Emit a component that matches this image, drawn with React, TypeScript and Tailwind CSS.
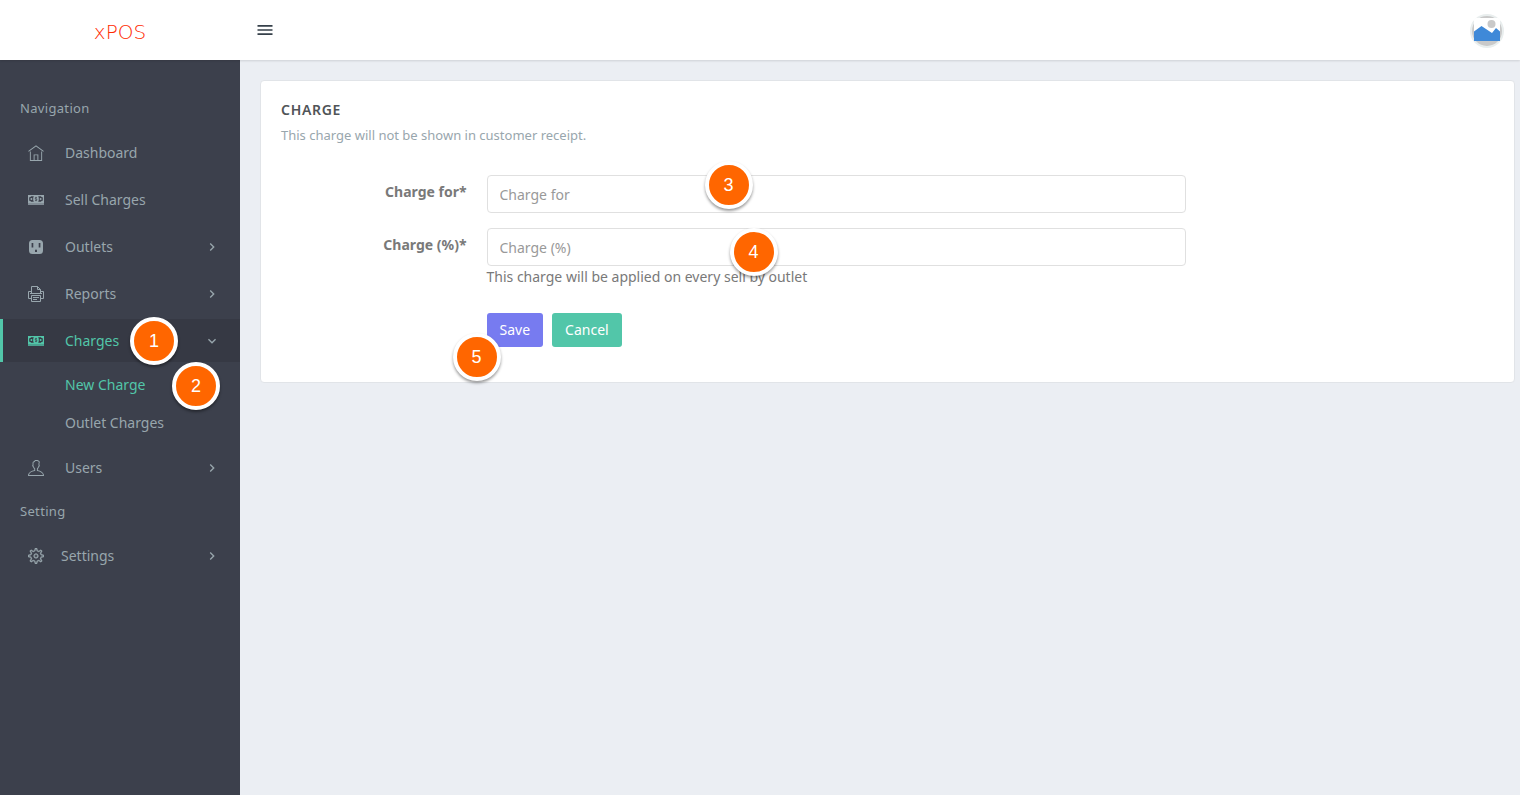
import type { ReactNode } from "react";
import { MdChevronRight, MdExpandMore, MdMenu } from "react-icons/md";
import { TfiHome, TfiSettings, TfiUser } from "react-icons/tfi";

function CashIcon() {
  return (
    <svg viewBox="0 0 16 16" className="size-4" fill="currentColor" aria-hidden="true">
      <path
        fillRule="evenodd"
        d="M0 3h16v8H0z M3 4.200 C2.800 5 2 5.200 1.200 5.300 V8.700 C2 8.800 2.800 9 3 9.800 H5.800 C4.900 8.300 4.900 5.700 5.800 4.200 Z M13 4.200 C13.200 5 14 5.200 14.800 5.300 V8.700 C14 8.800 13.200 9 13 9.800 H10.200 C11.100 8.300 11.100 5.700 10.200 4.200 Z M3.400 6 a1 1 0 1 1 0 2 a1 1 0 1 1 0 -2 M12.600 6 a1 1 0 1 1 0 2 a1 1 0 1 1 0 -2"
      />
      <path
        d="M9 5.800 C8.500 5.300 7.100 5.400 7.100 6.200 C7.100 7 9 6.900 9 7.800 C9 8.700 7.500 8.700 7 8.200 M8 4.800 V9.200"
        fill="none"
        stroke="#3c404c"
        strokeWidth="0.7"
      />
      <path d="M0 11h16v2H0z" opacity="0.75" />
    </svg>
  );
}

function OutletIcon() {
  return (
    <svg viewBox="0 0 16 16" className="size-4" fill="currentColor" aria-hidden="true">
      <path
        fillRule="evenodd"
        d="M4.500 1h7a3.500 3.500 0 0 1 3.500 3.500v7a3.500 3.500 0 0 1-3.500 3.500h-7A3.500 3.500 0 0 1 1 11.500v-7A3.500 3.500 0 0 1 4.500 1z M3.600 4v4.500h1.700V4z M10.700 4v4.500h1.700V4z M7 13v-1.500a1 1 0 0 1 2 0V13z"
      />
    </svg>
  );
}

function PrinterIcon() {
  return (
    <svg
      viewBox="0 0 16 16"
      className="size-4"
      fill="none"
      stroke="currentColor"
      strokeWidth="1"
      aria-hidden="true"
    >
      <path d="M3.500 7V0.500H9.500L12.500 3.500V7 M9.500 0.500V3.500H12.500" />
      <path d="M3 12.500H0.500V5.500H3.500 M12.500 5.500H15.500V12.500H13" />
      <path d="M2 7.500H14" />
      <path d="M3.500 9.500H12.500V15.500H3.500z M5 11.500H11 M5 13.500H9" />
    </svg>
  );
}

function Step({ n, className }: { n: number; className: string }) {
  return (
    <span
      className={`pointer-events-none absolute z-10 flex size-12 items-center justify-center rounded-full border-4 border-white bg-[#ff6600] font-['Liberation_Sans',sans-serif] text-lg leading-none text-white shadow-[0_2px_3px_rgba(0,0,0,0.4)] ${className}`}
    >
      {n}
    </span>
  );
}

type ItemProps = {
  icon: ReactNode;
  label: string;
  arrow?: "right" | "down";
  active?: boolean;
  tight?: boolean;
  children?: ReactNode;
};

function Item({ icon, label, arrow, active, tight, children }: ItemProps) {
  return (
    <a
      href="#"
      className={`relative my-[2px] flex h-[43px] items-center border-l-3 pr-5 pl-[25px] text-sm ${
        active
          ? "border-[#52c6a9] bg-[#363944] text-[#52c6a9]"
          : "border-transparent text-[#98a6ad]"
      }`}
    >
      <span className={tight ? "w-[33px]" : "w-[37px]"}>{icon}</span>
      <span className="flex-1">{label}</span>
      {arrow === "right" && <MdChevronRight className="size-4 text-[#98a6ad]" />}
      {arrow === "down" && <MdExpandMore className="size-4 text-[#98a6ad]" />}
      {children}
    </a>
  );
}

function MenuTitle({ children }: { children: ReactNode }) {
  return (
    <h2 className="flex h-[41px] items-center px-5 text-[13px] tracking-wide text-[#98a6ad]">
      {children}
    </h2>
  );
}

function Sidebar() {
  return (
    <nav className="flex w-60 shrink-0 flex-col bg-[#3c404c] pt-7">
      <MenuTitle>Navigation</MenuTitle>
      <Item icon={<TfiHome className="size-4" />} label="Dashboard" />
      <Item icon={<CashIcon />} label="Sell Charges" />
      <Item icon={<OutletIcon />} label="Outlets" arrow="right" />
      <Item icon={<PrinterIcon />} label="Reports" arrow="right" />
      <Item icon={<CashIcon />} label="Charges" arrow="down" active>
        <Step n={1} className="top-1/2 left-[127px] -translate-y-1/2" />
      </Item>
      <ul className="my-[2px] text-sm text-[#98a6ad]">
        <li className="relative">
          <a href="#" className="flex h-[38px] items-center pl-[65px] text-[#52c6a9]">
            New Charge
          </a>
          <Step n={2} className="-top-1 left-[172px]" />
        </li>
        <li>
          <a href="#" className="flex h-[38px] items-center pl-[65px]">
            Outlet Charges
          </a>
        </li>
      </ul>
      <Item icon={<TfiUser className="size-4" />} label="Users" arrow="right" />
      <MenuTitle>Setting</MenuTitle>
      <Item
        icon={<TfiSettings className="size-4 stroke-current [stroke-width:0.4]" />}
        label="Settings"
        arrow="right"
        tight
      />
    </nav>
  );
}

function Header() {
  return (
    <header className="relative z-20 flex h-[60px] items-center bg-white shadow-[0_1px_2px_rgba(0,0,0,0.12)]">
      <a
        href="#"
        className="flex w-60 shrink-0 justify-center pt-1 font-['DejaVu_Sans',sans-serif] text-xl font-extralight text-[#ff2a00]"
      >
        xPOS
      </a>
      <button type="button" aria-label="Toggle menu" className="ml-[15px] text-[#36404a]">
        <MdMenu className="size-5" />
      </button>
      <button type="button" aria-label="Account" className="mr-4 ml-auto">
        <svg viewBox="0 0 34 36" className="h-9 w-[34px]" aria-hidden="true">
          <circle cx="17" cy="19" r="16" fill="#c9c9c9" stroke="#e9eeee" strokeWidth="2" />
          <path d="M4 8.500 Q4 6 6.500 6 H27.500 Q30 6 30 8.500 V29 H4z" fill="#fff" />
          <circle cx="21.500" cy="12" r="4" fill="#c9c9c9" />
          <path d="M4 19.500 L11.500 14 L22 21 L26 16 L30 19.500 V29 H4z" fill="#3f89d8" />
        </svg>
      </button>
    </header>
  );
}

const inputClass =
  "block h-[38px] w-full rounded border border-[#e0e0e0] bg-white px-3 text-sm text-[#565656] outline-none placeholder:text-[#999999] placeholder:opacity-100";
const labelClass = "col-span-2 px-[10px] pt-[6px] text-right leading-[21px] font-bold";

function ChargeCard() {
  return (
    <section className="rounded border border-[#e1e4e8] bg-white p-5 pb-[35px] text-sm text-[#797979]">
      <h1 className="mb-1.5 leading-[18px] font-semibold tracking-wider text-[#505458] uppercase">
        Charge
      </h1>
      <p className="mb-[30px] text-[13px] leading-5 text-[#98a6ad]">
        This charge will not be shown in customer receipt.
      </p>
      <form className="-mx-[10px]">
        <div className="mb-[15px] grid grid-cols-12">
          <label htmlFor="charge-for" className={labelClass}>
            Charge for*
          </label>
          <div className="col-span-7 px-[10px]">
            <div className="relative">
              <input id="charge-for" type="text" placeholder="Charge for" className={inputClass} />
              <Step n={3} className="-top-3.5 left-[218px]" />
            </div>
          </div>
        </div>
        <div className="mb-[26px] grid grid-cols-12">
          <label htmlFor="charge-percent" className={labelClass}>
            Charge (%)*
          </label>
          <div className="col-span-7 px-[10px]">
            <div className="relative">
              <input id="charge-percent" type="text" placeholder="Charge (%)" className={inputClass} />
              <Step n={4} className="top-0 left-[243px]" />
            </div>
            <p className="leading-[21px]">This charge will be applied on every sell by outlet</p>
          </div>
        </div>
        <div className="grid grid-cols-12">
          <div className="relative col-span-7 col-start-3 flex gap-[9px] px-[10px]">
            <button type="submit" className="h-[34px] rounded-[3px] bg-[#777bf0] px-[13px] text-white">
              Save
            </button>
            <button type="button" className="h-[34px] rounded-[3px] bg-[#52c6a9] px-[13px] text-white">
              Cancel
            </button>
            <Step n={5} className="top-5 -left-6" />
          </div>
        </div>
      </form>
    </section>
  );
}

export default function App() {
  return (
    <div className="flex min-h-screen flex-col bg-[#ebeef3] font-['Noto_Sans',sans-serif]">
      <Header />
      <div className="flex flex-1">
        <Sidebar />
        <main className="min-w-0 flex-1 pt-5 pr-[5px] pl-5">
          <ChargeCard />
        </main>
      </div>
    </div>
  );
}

What is required - Make an exact copy of the lines from the top of the material through the line with "TfiHome, TfiSettings, TfiUser", pictures excluded.

Written reply -
Emit a component that matches this image, drawn with React, TypeScript and Tailwind CSS.
import type { ReactNode } from "react";
import { MdChevronRight, MdExpandMore, MdMenu } from "react-icons/md";
import { TfiHome, TfiSettings, TfiUser } from "react-icons/tfi";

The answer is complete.